- From: Sylvain Galineau <galineau@adobe.com>
- Date: Wed, 5 Feb 2014 03:55:54 +0000
- To: "<www-style@w3.org>" <www-style@w3.org>
- CC: Tab Atkins Jr. <jackalmage@gmail.com>
A recurring debate in the WG - both last week in Seattle and at previous meetings - pitted new combinators vs. pseudo-elements. The former are generally deemed too cryptic as well as unsustainable: there are only so many non-alphanumeric characters left on our keyboard, yet enough of them that adding more just makes things more confusing.
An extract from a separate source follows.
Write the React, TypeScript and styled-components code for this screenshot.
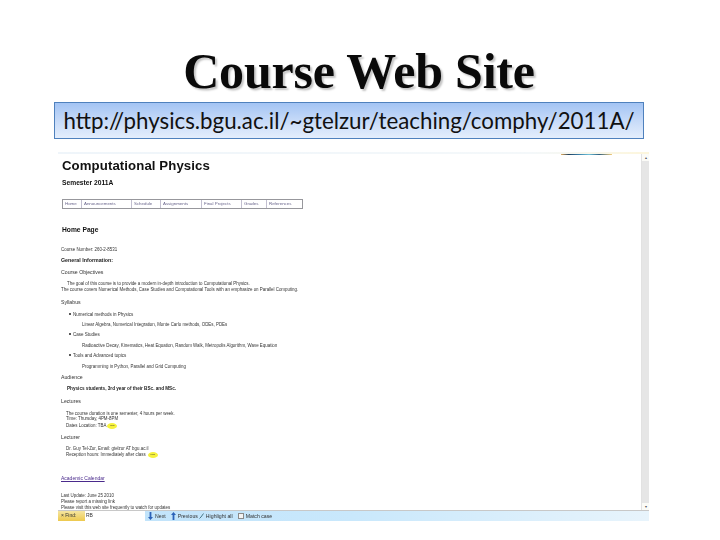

As a result, I have heard a few times: "We should stop adding combinators and use pseudo-elements instead". That seems a little odd to me, as it means hacking the pseudo-element syntax for the purpose of describing things that aren't really pseudo-elements i.e. it feels like solving one problem by creating another different one. While one or two combinator characters may be hard to read or remember, what comes after a combinator is generally well-understood and unconstrained by pseudo-element syntax. It also deals with the concern that having things that look like pseudo-elements but aren't is just moving confusion around. One suggestion would be to allow future combinators to be mnemonics or even words; we'd presumably need to agree on a common prefix for them to disambiguate them for elements. So just like ::<name> indicates a pseudo-element, :<name> indicates a pseudo-class, we'd have <combinator-prefix><name> indicate a combinator. The bikeshedding, of course, resides in choosing <combinator-prefix>. But before even getting there, I was wondering what'd be daft about this?